Bem antes das manifestações de rua contra as más condições da educação e da saúde, o contraste entre os gastos da Copa e o pouco empenho em promover a melhora do quadro sanitário já era apontado em discussões sobre o PAC Saneamento.
Também nesse caso faltou competência para planejar, desenhar projetos e conduzir a execução. Isso explica a maior parte dos fiascos acumulados tanto no PAC como em outras ações de responsabilidade federal. O governo falha na condução dos projetos vinculados ao Orçamento e na avaliação e acompanhamento das obras atribuídas a empresas, sejam estatais ou privadas.
Até junho, o Departamento Nacional de Infraestrutura de Transportes (Dnit) aplicou apenas 23,6% dos R$ 13,5 bilhões autorizados no Orçamento para este ano.
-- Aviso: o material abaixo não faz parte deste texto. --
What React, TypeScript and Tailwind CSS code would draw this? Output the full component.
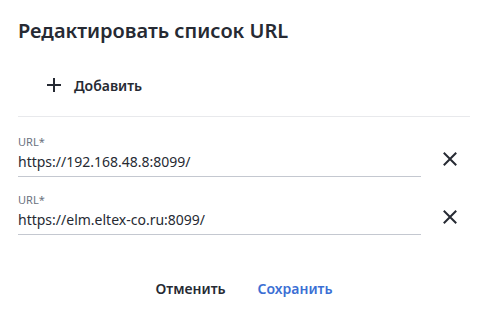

Dos R$ 821,3 milhões previstos para manutenção de trechos rodoviários no Sudeste só R$ 17 milhões - 2,1% do total - foram desembolsados até fim do semestre, segundo a organização Contas Abertas, especializada em finanças públicas.
Esse tipo de informação é recorrente. Mas, em vez de cuidar da administração, a cúpula federal prefere mudar os prazos das obras, classificar como adequada a execução de projetos atrasados e inflar os balanços do PAC com os programas habitacionais. Neste caso, parte dos números corresponde a meros financiamentos, até para compra de imóveis usados.